Driving on the left side of the road isn’t as jarring a change as we expected. Shifting with the left hand, however, took some getting used to. I kept slapping the door with my right hand, reaching for the shifter.

We strongly endorse McVitie’s Digestives biscuits as an excellent energy source for hill-walking. We climbed to the second highest peak in Wales — it takes about an hour. It takes another twenty minutes to get to the highest peak, but we needed to get going.

Hay-on-Wye, the tiny town packed with books, is the most charming place we’ve been so far. Bookshelves are tucked all over the city: in alleys, on the decaying castle, from cafes.

This “bookstore” had no one around. It was a whole wall of books, with a box for people to put their money.

Ice cream made from sheep milk: not too bad! Very creamy, a bit grassy. We didn’t know it was non-cow milk until we were done. I had “cinder toffee.” It tasted like the top off a creme brulee.

We had Indian for dinner. Everything was heavy on the coconut milk, and too sweet as a result. In general, we’re finding meals in Britain to be heavy on the sweetness.
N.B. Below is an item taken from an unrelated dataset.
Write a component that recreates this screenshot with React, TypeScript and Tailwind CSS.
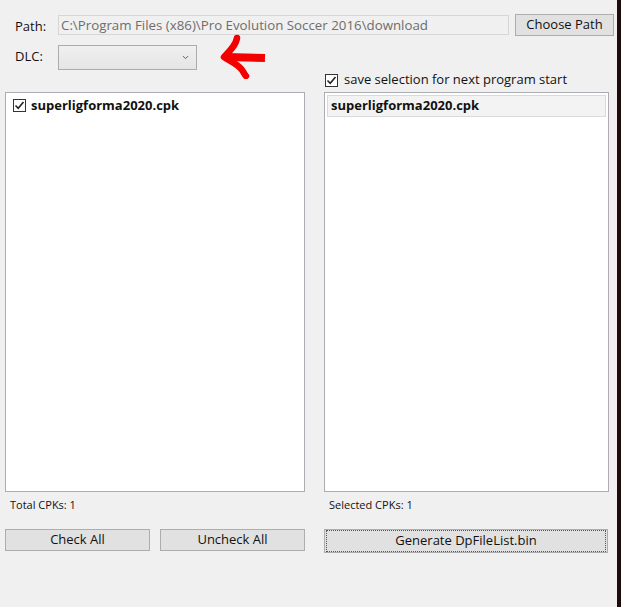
import { ChevronDown } from 'lucide-react';

function CheckMark() {
  return (
    <span className="inline-flex w-[13px] h-[13px] border border-[#333] bg-white items-center justify-center shrink-0">
      <svg width="11" height="11" viewBox="0 0 11 11">
        <path d="M1.5 5.5 L4.2 8.2 L9.5 2" fill="none" stroke="#222" strokeWidth="1.6" />
      </svg>
    </span>
  );
}

function WinButton({ label, className = '', focused = false }: { label: string; className?: string; focused?: boolean }) {
  return (
    <div className={`bg-[#e1e1e1] border border-[#adadad] flex items-center justify-center text-[13px] text-[#111] ${className}`}>
      {focused ? (
        <div className="m-[1px] w-full h-full border border-dotted border-[#555] flex items-center justify-center">{label}</div>
      ) : (
        label
      )}
    </div>
  );
}

export default function App() {
  return (
    <div className="flex w-[621px] h-[607px] bg-[#f0f0f0]" style={{ fontFamily: '"Open Sans", "Noto Sans", sans-serif' }}>
      <div className="relative w-[617px] h-full">
        {/* Path row */}
        <div className="flex items-center pt-[13px] pl-[15px]">
          <span className="w-[43px] text-[13px] text-[#111] pt-[4px]">Path:</span>
          <div className="w-[451px] h-[20px] border border-[#d6d6d6] bg-[#f0f0f0] text-[13.3px] text-[#6d6d6d] pl-[2px] leading-[18px] whitespace-nowrap overflow-hidden">
            C:\Program Files (x86)\Pro Evolution Soccer 2016\download
          </div>
          <WinButton label="Choose Path" className="ml-[6px] w-[99px] h-[22px]" />
        </div>

        {/* DLC row */}
        <div className="flex items-center pt-[8px] pl-[15px]">
          <span className="w-[43px] text-[13px] text-[#111]">DLC:</span>
          <div className="w-[139px] h-[25px] border border-[#acacac] bg-gradient-to-b from-[#f0f0f0] to-[#e5e5e5] flex items-center justify-end pr-[6px]">
            <ChevronDown size={9} strokeWidth={2.5} className="text-[#555]" />
          </div>
        </div>

        {/* red arrow marker */}
        <svg className="absolute left-[218px] top-[33px]" width="52" height="46" viewBox="0 0 52 46">
          <path d="M19 5 C18 12 12 18 6 24 C12 28 20 31 24 37 C26 40 27 42 28 43" fill="none" stroke="#f40000" strokeWidth="6.5" strokeLinecap="round" strokeLinejoin="round" />
          <path d="M8 24 L47 25" fill="none" stroke="#f40000" strokeWidth="8" strokeLinecap="butt" />
        </svg>

        {/* save selection checkbox */}
        <div className="flex items-center gap-[6px] pl-[325px] pt-[1px] h-[20px]">
          <CheckMark />
          <span className="text-[13px] text-[#111]">save selection for next program start</span>
        </div>

        {/* lists */}
        <div className="flex pl-[5px] pt-[2px]">
          <div className="w-[300px] h-[400px] border border-[#abadb3] bg-white pt-[3px] pl-[7px]">
            <div className="flex items-center gap-[5px]">
              <CheckMark />
              <span className="text-[13px] font-bold text-[#111]">superligforma2020.cpk</span>
            </div>
          </div>
          <div className="ml-[19px] w-[285px] h-[400px] border border-[#abadb3] bg-white p-[2px]">
            <div className="h-[22px] bg-[#f3f3f3] border border-[#dadada] pl-[3px] flex items-center text-[13px] font-bold text-[#111]">
              superligforma2020.cpk
            </div>
          </div>
        </div>

        {/* counters */}
        <div className="flex pt-[5px] text-[11px] text-[#111]">
          <span className="pl-[10px] w-[329px]">Total CPKs: 1</span>
          <span>Selected CPKs: 1</span>
        </div>

        {/* buttons */}
        <div className="flex pl-[5px] pt-[16px]">
          <WinButton label="Check All" className="w-[145px] h-[22px]" />
          <WinButton label="Uncheck All" className="ml-[10px] w-[145px] h-[22px]" />
          <WinButton label="Generate DpFileList.bin" className="ml-[19px] w-[284px] h-[24px]" focused />
        </div>
      </div>
      <div className="w-[4px] h-full bg-[#1c0d0a]" />
    </div>
  );
}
A “road” as indicated on a map could mean anything from a nice, two-lane paved and painted thing, down to a rutted dirt path squeezed between ten-foot hedges that may or may not be someone’s driveway. You just don’t know until you get there.

Also, the dashed white line separating lanes is more of a suggestion than enforced law, it seems.

Roundabouts make a lot of sense. Much faster than traffic lights. On the other hand, plopping a roundabout in the middle of a freeway — not as intuitive.

Tintern Abbey is picturesque and grand in a way I’ve never seen before: vaulted stone arches with nothing by sky and birds behind them; the knowledge that men walked these same stone paths 800 years ago. Birds flew in and out like the place was a new kind of forest. It was raining, which gave the whole place a weighty atmosphere — and emphasized the lack of, and importance of, a roof.

Now we’re off for the Big Pit: National Coal Museum! And later, of course, a little bit of work. We’re working. We promise.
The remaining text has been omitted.